The film's music was composed by Sachin–Jigar, Tanishk Bagchi, Badshah, Guru Randhawa, Gurinder Seagal and Harsh Upadhyay while lyrics written by Kumaar, Priya Saraiya, Guru Randhawa, Badshah, Jigar Saraiya, Tanishk Bagchi, Vayu, IP Singh, Bhargav Purohit, Kunaal Vermaa, Garry Sandhu, Shabbir Ahmed, Sameer Anjaan, Millind Gaba and Asli Gold.

The song "Muqabla" from the Tamil film Kaadhalan, which was dubbed in Hindi as Humse Hai Muqabla, was originally composed by A. R. Rahman, lyrics by Vaali in Tamil and P.K. Mishra in Hindi and sung by Mano and Swarnalatha, and then was recreated by Tanishk Bagchi. A version of the song was initially used to promote ABCD: Any Body Can Dance.

The third song "Illegal Weapon 2.0" is a remake of the Punjabi single "Illegal Weapon" featuring Jasmine Sandlas and Garry Sandhu, which was recreated by Bagchi.

The fifth song "Lagdi Lahore Di" is a remake of Guru Randhawa's most viewed song "Lahore", recreated by Randhawa himself in collaboration with Sachin–Jigar.

The sixth song "Hindustani" is a remake of the song "Suno Gaur Se Duniya Walo" originally composed by Shankar–Ehsaan–Loy, lyrics by Sameer Anjaan and sung by Shankar Mahadevan, Udit Narayan, Mahalakshmi Iyer, Domnique, and recreated by Harsh Upadhyay.

The seventh song "Bezubaan Kab Se" is a remake of the song "Bezubaan" from ABCD: Any Body Can Dance, which was held by UTV Music. After the purchase of the rights, lyrics of the remake were written by Jigar Saraiya, one-half of composer duo Sachin–Jigar, who also composed the original, which had lyrics by Mayur Puri.

The eleventh song "Sip Sip 2.0", a promotional song, is a remake of the Punjabi single "Sip Sip", which was recreated by Bagchi.
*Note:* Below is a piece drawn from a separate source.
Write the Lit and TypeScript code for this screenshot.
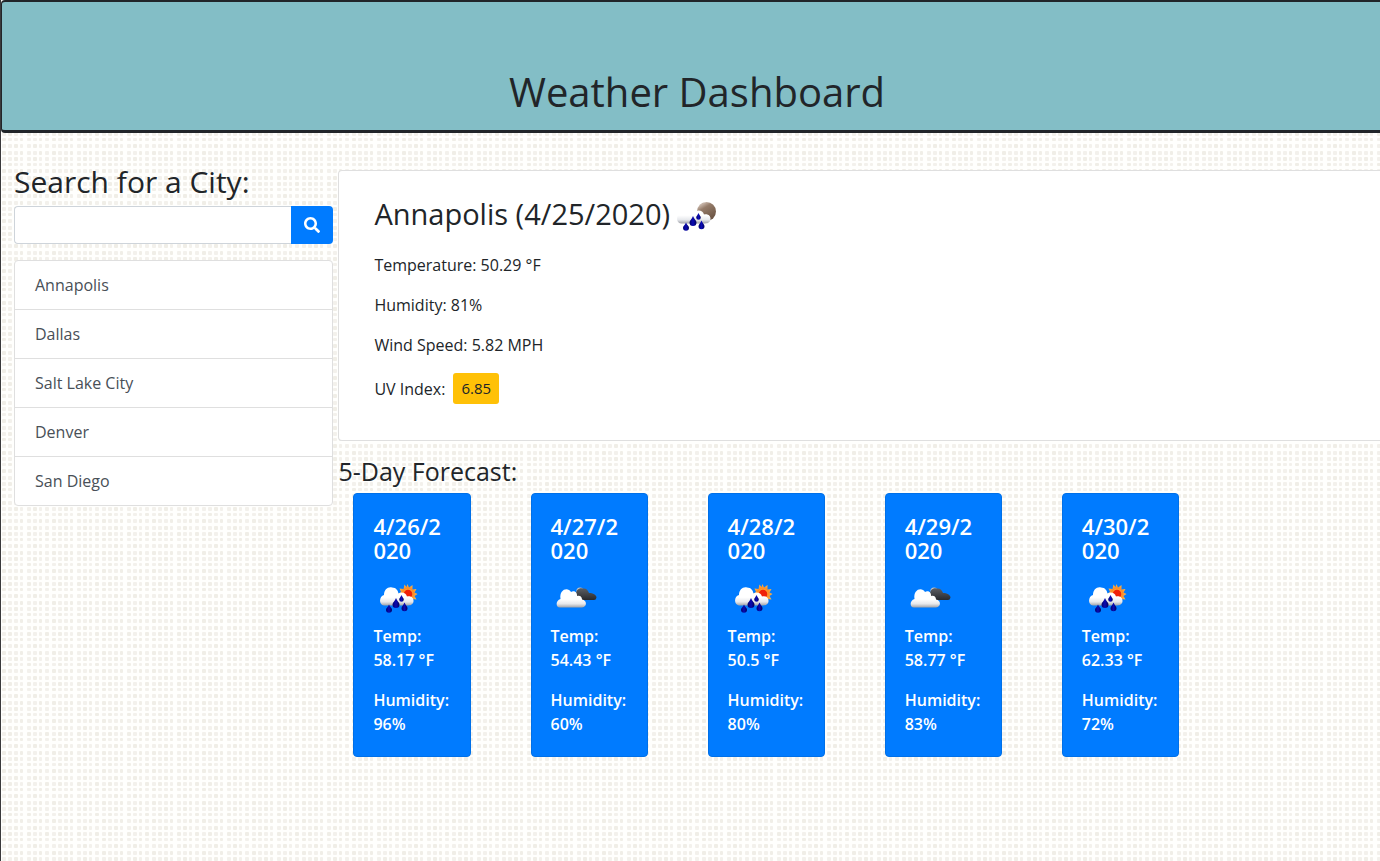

The final song, "Mile Sur", is a rehash of the popular song of the same name promoting national integration in India and broadcast regularly on National Feast Days, and originally composed by Ashok Patki with Piyush Pandey writing the original Hindi lyrics. Composed by Sachin–Jigar, the rehash version had lyrics written by Saraiya in collaboration with Vayu and IP Singh.

Track listing
| No. | Title | Lyrics | Music | Singer(s) | Length |
|---|---|---|---|---|---|
| 1. | "Muqabla" | Shabbir Ahmed, Tanishk Bagchi | Tanishk Bagchi | Yash Narvekar, Parampara Thakur | 2:56 |
| 2. | "Garmi" | Badshah | Badshah | Badshah, Neha Kakkar | 3:02 |
| 3. | "Illegal Weapon 2.0" | Priya Saraiya | Tanishk Bagchi | Jasmine Sandlas, Garry Sandhu | 3:08 |
| 4. | "Dua Karo" | Priya Saraiya | Sachin–Jigar | Arijit Singh, Bohemia, Sachin–Jigar | 4:29 |
| 5. | "Lagdi Lahore Di" | Guru Randhawa | Sachin–Jigar, Guru Randhawa | Guru Randhawa, Tulsi Kumar | 3:35 |
| 6. | "Hindustani" | Sameer Anjaan | Harsh Upadhyay | Shankar Mahadevan, Udit Narayan | 2:26 |
| 7. | "Bezubaan Kab Se" | Jigar Saraiya | Sachin–Jigar | Siddharth Basrur, Jubin Nautiyal, Sachin–Jigar | 4:31 |
| 8. | "Pind" | Kunaal Vermaa | Gurinder Seagal | Gurinder Seagal | 5:36 |
| 9. | "Nachi Nachi" | Millind Gaba, Asli Gold | Sachin–Jigar | Neeti Mohan, Dhvani Bhanushali, Millind Gaba | 3:19 |
| 10. | "Gann Deva" | Bhargav Purohit | Sachin–Jigar | Divya Kumar, Sachin–Jigar | 4:01 |
| 11. | "Sip Sip 2.0" | Garry Sandhu, Kumaar | Tanishk Bagchi | Garry Sandhu, Jasmine Sandlas | 3:39 |
| 12. | "Mile Sur" | Jigar Saraiya, Vayu, IP Singh | Sachin–Jigar | Navraj Hans, Shalmali Kholgade, Divya Kumar, Vayu, Shashwat Singh, IP Singh, Rakesh Maini | 5:53 |
| Total length: |  |  |  |  | 46:35 |

==Box office==
Street Dancer 3D earned ₹9.50 crore at the domestic box office on its opening day. On the second day, the film collected ₹12.50 crore, and on the third day, it collected ₹17 crore, taking the total opening weekend collection to ₹39 crore.

As of 28 February 2020, with a gross of ₹81.29 crore in India and ₹15.71 crore overseas, the film has a worldwide gross collection of ₹97 crore.